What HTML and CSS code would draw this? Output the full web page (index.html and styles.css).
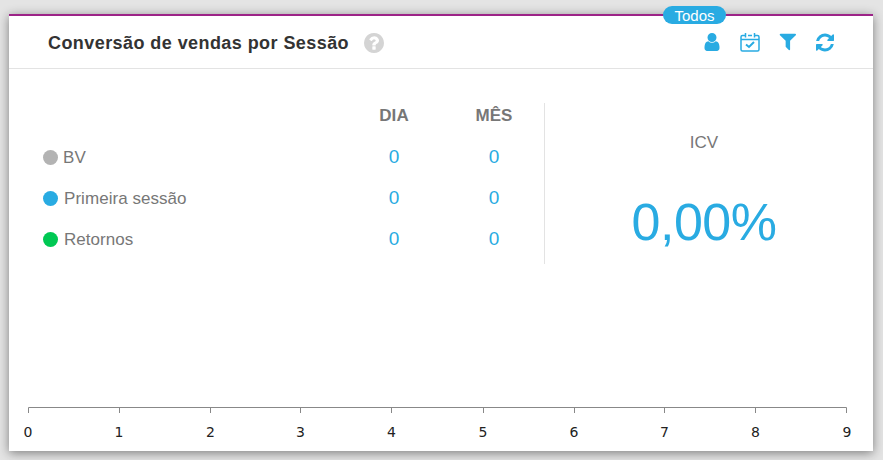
FILE: index.html
```html
<!DOCTYPE html>
<html lang="en">
<head>
<meta charset="UTF-8">
<meta name="viewport" content="width=device-width, initial-scale=1.0">
<title>Conversão de vendas por Sessão</title>
<link rel="stylesheet" href="styles.css">
</head>
<body>

<div class="card">
  <span class="badge">Todos</span>

  <header class="card-header">
    <h2>Conversão de vendas por Sessão</h2>
    <svg class="help-icon" viewBox="128 128 1536 1536"><path d="M1024 1376v-192q0-14-9-23t-23-9h-192q-14 0-23 9t-9 23v192q0 14 9 23t23 9h192q14 0 23-9t9-23zm256-672q0-88-55.5-163t-138.5-116-170-41q-243 0-371 213-15 24 8 42l132 100q7 6 19 6 16 0 25-12 53-68 86-92 34-24 86-24 48 0 85.5 26t37.5 59q0 38-20 61t-68 45q-63 28-115.5 86.5t-52.5 125.5v36q0 14 9 23t23 9h192q14 0 23-9t9-23q0-19 21.5-49.5t54.5-49.5q32-18 49-28.5t46-35 44.5-48 28-60.5 12.5-81zm384 192q0 209-103 385.5t-279.5 279.5-385.5 103-385.5-103-279.5-279.5-103-385.5 103-385.5 279.5-279.5 385.5-103 385.5 103 279.5 279.5 103 385.5z"/></svg>
    <div class="tools">
      <svg class="tool tool-user" viewBox="256 128 1280 1536"><path d="M1536 1399q0 109-62.5 187t-150.5 78h-854q-88 0-150.5-78t-62.5-187q0-85 8.5-160.5t31.5-152 58.5-131 94-89 134.5-34.5q131 128 313 128t313-128q76 0 134.5 34.5t94 89 58.5 131 31.5 152 8.5 160.5zm-256-887q0 159-112.5 271.5t-271.5 112.5-271.5-112.5-112.5-271.5 112.5-271.5 271.5-112.5 271.5 112.5 112.5 271.5z"/></svg>
      <svg class="tool tool-calendar" viewBox="0 0 20 20">
        <path d="M5.500 3.500H2.500Q1 3.500 1 5V17.500Q1 19 2.500 19H17.500Q19 19 19 17.500V5Q19 3.500 17.500 3.500H14.500M8 3.500H12" class="cal-line"/>
        <path d="M1 7.500h18M5.500 1v4.500M14.500 1v4.500" class="cal-line"/>
        <path d="M6 12.500l3 2.500 5-5" class="cal-check"/>
      </svg>
      <svg class="tool tool-filter" viewBox="128 256 1472 1408"><path d="M1595 295q17 41-14 70l-493 493v742q0 42-39 59-13 5-25 5-27 0-45-19l-256-256q-19-19-19-45v-486l-493-493q-31-29-14-70 17-39 59-39h1280q42 0 59 39z"/></svg>
      <svg class="tool tool-refresh" viewBox="128 128 1536 1536"><path d="M1639 1056q0 5-1 7-64 268-268 434.5t-478 166.5q-146 0-282.5-55t-243.5-157l-129 129q-19 19-45 19t-45-19-19-45v-448q0-26 19-45t45-19h448q26 0 45 19t19 45-19 45l-137 137q71 66 161 102t187 36q134 0 250-65t186-179q11-17 53-117 8-23 30-23h192q13 0 22.5 9.5t9.5 22.5zm25-800v448q0 26-19 45t-45 19h-448q-26 0-45-19t-19-45 19-45l138-138q-148-137-349-137-134 0-250 65t-186 179q-11 17-53 117-8 23-30 23h-199q-13 0-22.5-9.5t-9.5-22.5v-7q65-268 270-434.5t480-166.5q146 0 284 55.5t245 156.5l130-129q19-19 45-19t45 19 19 45z"/></svg>
    </div>
  </header>

  <div class="stats">
    <div class="sessions">
      <div class="row row-head">
        <span class="label"></span>
        <span class="col">DIA</span>
        <span class="col">MÊS</span>
      </div>
      <div class="row">
        <span class="label label-bv"><i class="dot dot-gray"></i>BV</span>
        <span class="col value">0</span>
        <span class="col value">0</span>
      </div>
      <div class="row">
        <span class="label"><i class="dot dot-blue"></i>Primeira sessão</span>
        <span class="col value">0</span>
        <span class="col value">0</span>
      </div>
      <div class="row">
        <span class="label"><i class="dot dot-green"></i>Retornos</span>
        <span class="col value">0</span>
        <span class="col value">0</span>
      </div>
    </div>
    <div class="icv">
      <div class="icv-title">ICV</div>
      <div class="icv-value">0,00%</div>
    </div>
  </div>

  <svg class="axis" viewBox="0 0 864 56">
    <path class="axis-line" d="M19.500 18V12.500H837.500V18"/>
    <path class="axis-tick" d="M110.500 12.500V18M201.500 12.500V18M291.500 12.500V18M382.500 12.500V18M474.500 12.500V18M565.500 12.500V18M655.500 12.500V18M746.500 12.500V18"/>
    <g class="axis-text">
      <text x="19" y="42">0</text>
      <text x="110" y="42">1</text>
      <text x="201.500" y="42">2</text>
      <text x="291.500" y="42">3</text>
      <text x="382.500" y="42">4</text>
      <text x="474" y="42">5</text>
      <text x="565" y="42">6</text>
      <text x="655.500" y="42">7</text>
      <text x="746.500" y="42">8</text>
      <text x="838" y="42">9</text>
    </g>
  </svg>
</div>

</body>
</html>
```

FILE: styles.css
```css
html, body {
  height: 100%;
}
body {
  font-family: "Liberation Sans", Arial, sans-serif;
  margin: 0;
  padding: 14px 10px 9px 9px;
  box-sizing: border-box;
  background-color: #e4e4e4;
  overflow: hidden;
}
.card {
  position: relative;
  height: 437px;
  background-color: #fff;
  border-top: 2px solid #9c2387;
  box-sizing: border-box;
  box-shadow: 0 2px 10px rgba(0, 0, 0, 0.45);
  display: flex;
  flex-direction: column;
}
.badge {
  position: absolute;
  top: -10px;
  left: 654px;
  width: 63px;
  height: 18px;
  line-height: 19px;
  text-align: center;
  background-color: #29abe2;
  color: #fff;
  font-size: 15px;
  border-radius: 9px;
}
.card-header {
  height: 52px;
  padding: 0 38px 0 39px;
  border-bottom: 1px solid #e3e3e3;
  display: flex;
  align-items: center;
}
.card-header h2 {
  margin: 0;
  font-size: 18px;
  font-weight: bold;
  letter-spacing: 0.43px;
  color: #333;
  position: relative;
  top: 1px;
}
.help-icon {
  width: 20px;
  height: 20px;
  margin-left: 15px;
  fill: #d4d4d4;
  position: relative;
  top: 1px;
}
.tools {
  margin-left: auto;
  display: flex;
  align-items: center;
}
.tool {
  display: block;
  fill: #29abe2;
}
.tool-user {
  width: 16px;
  height: 18px;
  margin-right: 20px;
}
.tool-calendar {
  width: 20px;
  height: 20px;
  margin-right: 19px;
}
.cal-line {
  fill: none;
  stroke: #29abe2;
  stroke-width: 1.500;
}
.cal-check {
  fill: none;
  stroke: #29abe2;
  stroke-width: 2;
}
.tool-filter {
  width: 17px;
  height: 18px;
  margin-right: 20px;
}
.tool-refresh {
  width: 18px;
  height: 19px;
  margin-right: 1px;
}
.stats {
  flex: 1;
  display: flex;
  padding: 34px 0 0 34px;
  align-items: flex-start;
}
.sessions {
  width: 501px;
  height: 161px;
  border-right: 1px solid #e3e3e3;
}
.row {
  display: flex;
  align-items: center;
  height: 41px;
  font-size: 17px;
  letter-spacing: 0.05px;
  color: #777;
}
.row-head {
  height: 26px;
  margin-bottom: 8px;
  font-size: 17px;
  font-weight: bold;
}
.label {
  width: 301px;
  display: flex;
  align-items: center;
}
.label-bv .dot {
  margin-right: 5px;
}
.dot {
  width: 15px;
  height: 15px;
  border-radius: 50%;
  margin-right: 6px;
}
.dot-gray {
  background-color: #b3b3b3;
}
.dot-blue {
  background-color: #29abe2;
}
.dot-green {
  background-color: #00c853;
}
.col {
  width: 100px;
  text-align: center;
}
.value {
  color: #29abe2;
  font-size: 19px;
  padding-bottom: 2px;
}
.icv {
  flex: 1;
  margin-right: 10px;
  text-align: center;
}
.icv-title {
  margin-top: 30px;
  font-size: 17px;
  color: #777;
}
.icv-value {
  margin-top: 39px;
  font-size: 52px;
  letter-spacing: -0.5px;
  color: #29abe2;
}
.axis {
  display: block;
  width: 864px;
  height: 56px;
  flex: none;
}
.axis-line, .axis-tick {
  fill: none;
  stroke: #888;
  stroke-width: 1;
}
.axis-text text {
  font-family: "DejaVu Sans", sans-serif;
  font-size: 14px;
  fill: #222;
  text-anchor: middle;
}
```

━━━

__Work to do__: Return only the number of lines in the data that contain "index".

__Response to this task__: 2